Mike Pyle (left) was able to nullify Ricardo Almeida's (right) takedown attempts en route to a unanimous decision victory. (photo courtesy of ufc.com)

-As much as I am a fan of Almeida, I believe that it might be time for him to once again stop competing and focus on his teaching/coaching.  Almeida has not been able to develop a sound striking or takedown game to compliment his vaunted jiu-jitsu skills.  As a result, whether winning or losing, Almeida is typically involved in fairly lethargic and plodding performances that consist of tie-ups along the cage as Almeida is unable to get the fight to the ground-

-Credit should definitely be given to Pyle for his grappling acumen.  The few times the fight did manage to get to the ground, Pyle was very calm and comfortable, nullifying any of Almeida’s positional advancements.

-Having now defeated Ricardo Almeida and Jon Hathaway in consecutive bouts, it is time for Pyle to be given an upper-echelon welterweight fighter.  A match against a Carlos Condit or Martin Kampmann would be a fine litmus test to evaluate Pyle’s standing within the welterweight division. 

Gleison Tibau def. Kurt Pellegrino via split decision

Gleison Tibau (right) managed to stun the New Jersey crowed as he defeated Kurt Pellegrino (left) in a close split decision. (photo courtesy of ufc.com)

-Much to the chagrin of the New Jersey crowd and particularly the sizeable Point Pleasant contingent in the upper deck, local product Kurt Pellegrino lost a split decision battle to American Top Team product Gleison Tibau.

-Ironically enough, I believe the reason for Pellegrino’s defeat was the fact that he expended too much energy after nearly knocking Tibau out in the second round and almost submitting the Brazilian.  By the start of the third round, Pellegrino was visibly gassed.  As a result, Tibau was able to secure several takedowns in the final round which may have sealed Pellegrino’s fate in the eyes of at least two of the judges. 

Joseph Benavidez def. Ian Loveland via unanimous decision.

Ian Loveland (left) proved to be a very game opponent for Joseph Benavidez (right). (photo courtesy of ufc.com)

-Though Benavidez earned the unanimous decision victory, I was quite impressed with the performance handed in by the “barn owl” Ian Loveland.

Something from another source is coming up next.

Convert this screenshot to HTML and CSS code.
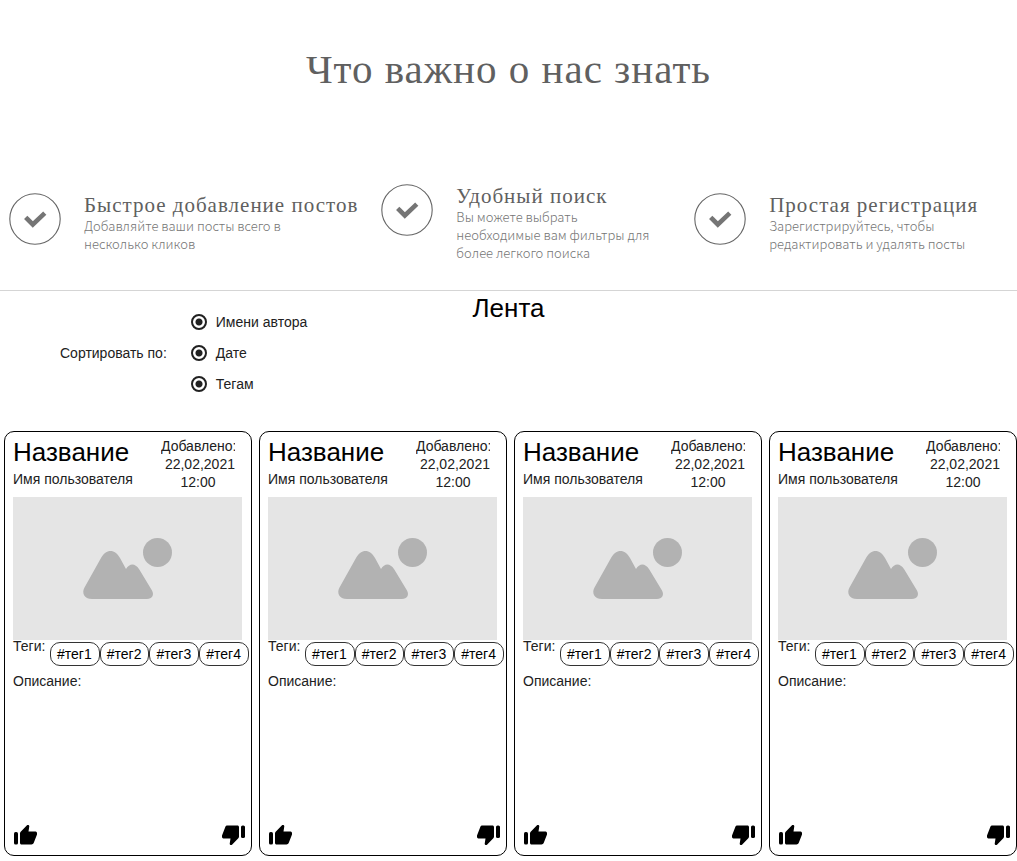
FILE: index.html
```html
<!DOCTYPE html>
<html lang="ru">
<head>
<meta charset="utf-8">
<meta name="viewport" content="width=device-width, initial-scale=1">
<title>Лента</title>
<link rel="stylesheet" href="styles.css">
</head>
<body>
<svg class="sprite" aria-hidden="true">
  <symbol id="check" viewBox="0 0 52 52">
    <circle cx="26" cy="26" r="25.2" fill="none" stroke="#666" stroke-width="1.1"/>
    <path d="M18.300 26l5.500 5.500 10.300-9.800" fill="none" stroke="#757575" stroke-width="4.600" stroke-linecap="square" stroke-linejoin="miter"/>
  </symbol>
  <symbol id="photo" viewBox="0 0 229 143">
    <rect width="229" height="143" fill="#e5e5e5"/>
    <circle cx="144.500" cy="55.500" r="14.500" fill="#b2b2b2"/>
    <path d="M79 102c-8 0-10.500-6-7.500-11.500L88 61c5-9.500 14-9.500 19 0l6 11c3.500-6 9-6 13 0l13 21.500c2.500 4.500 0 8.500-5 8.500z" fill="#b2b2b2"/>
  </symbol>
  <symbol id="thumb" viewBox="0 0 24 24">
    <rect x="1" y="9" width="4" height="12.500" rx="1.600"/>
    <path d="M7 20V10.300c0-.6.300-1.200.7-1.600L14 2.300c.8-.9 2.400-.2 2.300 1L15.500 8.400H22c1.600 0 2.600 1.500 2 3l-3.300 8.700c-.4.900-1.200 1.400-2.200 1.400H8.600C7.700 21.500 7 20.900 7 20z"/>
  </symbol>
</svg>

<header class="about">
  <h1 class="about-title">Что важно о нас знать</h1>
  <div class="features">
    <section class="feature">
      <svg class="feature-icon" aria-hidden="true"><use href="#check"/></svg>
      <div>
        <h2 class="feature-title">Быстрое добавление постов</h2>
        <p class="feature-text">Добавляйте ваши посты всего в несколько кликов</p>
      </div>
    </section>
    <section class="feature">
      <svg class="feature-icon" aria-hidden="true"><use href="#check"/></svg>
      <div>
        <h2 class="feature-title">Удобный поиск</h2>
        <p class="feature-text">Вы можете выбрать необходимые вам фильтры для более легкого поиска</p>
      </div>
    </section>
    <section class="feature">
      <svg class="feature-icon" aria-hidden="true"><use href="#check"/></svg>
      <div>
        <h2 class="feature-title">Простая регистрация</h2>
        <p class="feature-text">Зарегистрируйтесь, чтобы редактировать и удалять посты</p>
      </div>
    </section>
  </div>
</header>

<main>
  <div class="toolbar">
    <div class="sort" role="group" aria-labelledby="sort-label">
      <span id="sort-label">Сортировать по:</span>
      <div class="options">
        <label class="option"><input class="radio" type="radio" name="author" checked>Имени автора</label>
        <label class="option"><input class="radio" type="radio" name="date" checked>Дате</label>
        <label class="option"><input class="radio" type="radio" name="tags" checked>Тегам</label>
      </div>
    </div>
    <h2 class="feed-title">Лента</h2>
  </div>

  <div class="feed">
    <article class="card">
      <div class="card-head">
        <div><h3 class="card-title">Название</h3><p class="author">Имя пользователя</p></div>
        <p class="date">Добавлено: &nbsp;22,02,2021 12:00</p>
      </div>
      <svg class="photo" role="img" aria-label="Фото"><use href="#photo"/></svg>
      <div class="tags"><span class="tags-label">Теги:</span><a class="tag" href="#">#тег1</a><a class="tag" href="#">#тег2</a><a class="tag" href="#">#тег3</a><a class="tag" href="#">#тег4</a></div>
      <p class="description">Описание:</p>
      <div class="votes">
        <button class="vote" aria-label="Нравится"><svg class="thumb"><use href="#thumb"/></svg></button>
        <button class="vote" aria-label="Не нравится"><svg class="thumb thumb-down"><use href="#thumb"/></svg></button>
      </div>
    </article>
    <article class="card">
      <div class="card-head">
        <div><h3 class="card-title">Название</h3><p class="author">Имя пользователя</p></div>
        <p class="date">Добавлено: &nbsp;22,02,2021 12:00</p>
      </div>
      <svg class="photo" role="img" aria-label="Фото"><use href="#photo"/></svg>
      <div class="tags"><span class="tags-label">Теги:</span><a class="tag" href="#">#тег1</a><a class="tag" href="#">#тег2</a><a class="tag" href="#">#тег3</a><a class="tag" href="#">#тег4</a></div>
      <p class="description">Описание:</p>
      <div class="votes">
        <button class="vote" aria-label="Нравится"><svg class="thumb"><use href="#thumb"/></svg></button>
        <button class="vote" aria-label="Не нравится"><svg class="thumb thumb-down"><use href="#thumb"/></svg></button>
      </div>
    </article>
    <article class="card">
      <div class="card-head">
        <div><h3 class="card-title">Название</h3><p class="author">Имя пользователя</p></div>
        <p class="date">Добавлено: &nbsp;22,02,2021 12:00</p>
      </div>
      <svg class="photo" role="img" aria-label="Фото"><use href="#photo"/></svg>
      <div class="tags"><span class="tags-label">Теги:</span><a class="tag" href="#">#тег1</a><a class="tag" href="#">#тег2</a><a class="tag" href="#">#тег3</a><a class="tag" href="#">#тег4</a></div>
      <p class="description">Описание:</p>
      <div class="votes">
        <button class="vote" aria-label="Нравится"><svg class="thumb"><use href="#thumb"/></svg></button>
        <button class="vote" aria-label="Не нравится"><svg class="thumb thumb-down"><use href="#thumb"/></svg></button>
      </div>
    </article>
    <article class="card">
      <div class="card-head">
        <div><h3 class="card-title">Название</h3><p class="author">Имя пользователя</p></div>
        <p class="date">Добавлено: &nbsp;22,02,2021 12:00</p>
      </div>
      <svg class="photo" role="img" aria-label="Фото"><use href="#photo"/></svg>
      <div class="tags"><span class="tags-label">Теги:</span><a class="tag" href="#">#тег1</a><a class="tag" href="#">#тег2</a><a class="tag" href="#">#тег3</a><a class="tag" href="#">#тег4</a></div>
      <p class="description">Описание:</p>
      <div class="votes">
        <button class="vote" aria-label="Нравится"><svg class="thumb"><use href="#thumb"/></svg></button>
        <button class="vote" aria-label="Не нравится"><svg class="thumb thumb-down"><use href="#thumb"/></svg></button>
      </div>
    </article>
  </div>
</main>
</body>
</html>
```

FILE: styles.css
```css
* {
  box-sizing: border-box;
}

body {
  margin: 0;
  background: #fff;
  color: #212121;
  font: 14px/18px "Liberation Sans", Arial, sans-serif;
}

h1, h2, h3, p {
  margin: 0;
  font-weight: 400;
}

.sprite {
  display: none;
}

/* About */
.about {
  padding: 45px 9px 24px;
  border-bottom: 1px solid #d5d5d5;
}

.about-title {
  margin-bottom: 87px;
  color: #606060;
  font: 41px/48px "Liberation Serif", "Times New Roman", serif;
  letter-spacing: 1px;
  text-align: center;
}

.features {
  display: grid;
  grid-template-columns: 349fr 290fr 314fr;
  gap: 23px;
  align-items: center;
  min-height: 86px;
}

.feature {
  display: flex;
  gap: 23px;
  align-items: flex-start;
}

.feature-icon {
  flex: none;
  width: 52px;
  height: 52px;
}

.feature-title {
  color: #606060;
  font: 21px/24px "Liberation Serif", "Times New Roman", serif;
  letter-spacing: 1px;
  white-space: nowrap;
}

.feature-text {
  max-width: 200px;
  color: #757575;
  font: 300 13px/18px "Noto Sans CJK SC", "Noto Sans", sans-serif;
}

/* Sorting */
.toolbar {
  display: grid;
  grid-template-columns: 1fr auto 1fr;
  align-items: start;
  padding: 2px 0 32px;
}

.sort {
  display: flex;
  gap: 24px;
  align-items: center;
  padding: 13px 0 0 60px;
}

.options {
  display: grid;
}

.option {
  display: flex;
  gap: 9px;
  align-items: center;
  height: 31px;
}

.radio {
  appearance: none;
  width: 16px;
  height: 16px;
  margin: 0;
  border: 2px solid #212121;
  border-radius: 50%;
  background: radial-gradient(circle, #212121 3px, #fff 4px);
}

.feed-title {
  color: #000;
  font-size: 26px;
  line-height: 30px;
}

/* Cards */
.feed {
  display: grid;
  grid-template-columns: repeat(4, 1fr);
  gap: 7px;
  padding: 0 0 5px 4px;
}

.card {
  display: flex;
  flex-direction: column;
  min-width: 0;
  min-height: 425px;
  padding: 5px 5px 8px 8px;
  border: 1px solid #000;
  border-radius: 10px;
}

.card-head {
  display: flex;
  justify-content: space-between;
  padding-right: 11px;
}

.card-title {
  color: #000;
  font-size: 26px;
  line-height: 30px;
}

.author {
  margin-top: 3px;
}

.date {
  width: 74px;
  overflow: hidden;
  text-align: center;
}

.photo {
  width: calc(100% - 4px);
  aspect-ratio: 229 / 143;
  margin-top: 6px;
}

.tags {
  display: flex;
  align-items: flex-start;
}

.tags-label {
  width: 37px;
  flex: none;
  line-height: 12px;
}

.tag {
  flex: none;
  margin-top: 2px;
  padding: 2px 7px 2px 6px;
  border: 1px solid #333;
  border-radius: 10px;
  color: #000;
  line-height: 18px;
  text-decoration: none;
}

.description {
  margin-top: 6px;
}

.votes {
  display: flex;
  justify-content: space-between;
  margin-top: auto;
}

.vote {
  display: flex;
  padding: 0;
  border: 0;
  background: none;
  color: #000;
}

.thumb {
  width: 24px;
  height: 24px;
  fill: currentColor;
  overflow: visible;
}

.thumb-down {
  transform: rotate(180deg);
}
```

-Loveland was able to confuse Benavidez on his feet and held his own for most of the match with regards to wrestling.  Ultimately however, Benavidez’s supreme talent and athleticism paved the way for the decision victory.

-As has been discussed in many other MMA sites, Benavidez is in a very difficult position being that he has already lost twice to the current Bantamweight champion, Dominick Cruz, and, being the training partner and close friend of Urijah Faber, may be in a position where he is not given a title shot for quite some time.  However, Benavidez is still among the elite in the division, and the UFC will surely not want to have Benavidez knock off all title contenders. 

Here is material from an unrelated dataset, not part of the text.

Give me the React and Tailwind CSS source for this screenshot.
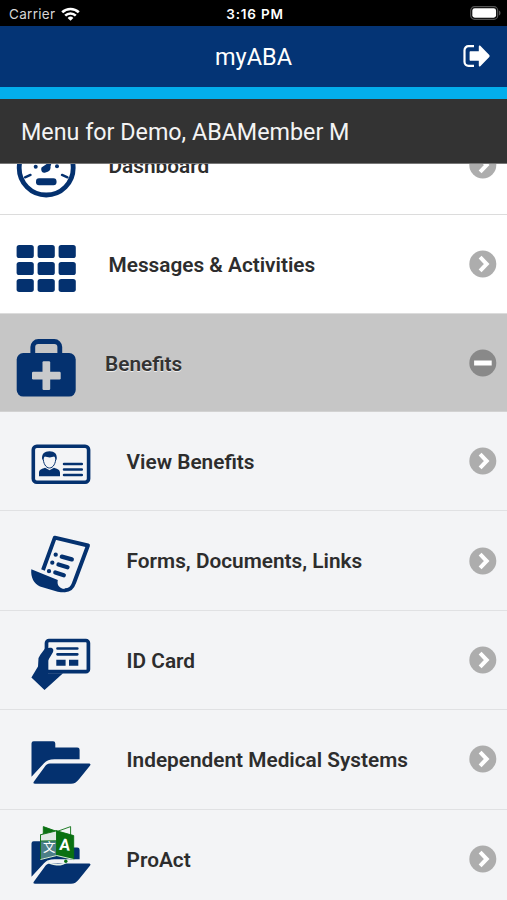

Nick Catone def. Constantinos Philippou via unanimous decision

Nick Catone (right) was able to out-grapple Constantinos Phillipou (left) to get the unanimous decision victory. (photo courtesy of ufc.com)

-In a catchweight battle, New Jersey native Nick Catone was able to outmuscle and outwork Serra-Longo product Constantinos Philippou.

-Perhaps second to the Marquardt-Miller tilt, this fight was not incredibly entertaining and consistent mostly of clinching along the cage as both fighters attempted to get the fight to the ground as quickly as possible.  Fortunately for Catone, he was the more adept wrestler, which earned him the decision victory. 

Erik Koch def. Raphael Assuncao via 1st round KO

Erik Koch (left) was able to start the night off with fireworks, brutally knocking out Raphael Assuncao (right) in the first round. (photo courtesy of ufc.com)

-In what could be considered somewhat of an upset, Duke Roufus’ pupil Erik Koch knocked Raphael Assuncao out in the opening round.

-The knockout came by virtue of a well-timed counter which, though it did not land flush, was able to strike the part of Assuncao’s jaw that Joe Rogan has on multiple occasions explained is one of the best spots to ensure your opponent’s unconsciousness.

-Both fighters are incredibly skilled and will continue to work their way up the featherweight ladder.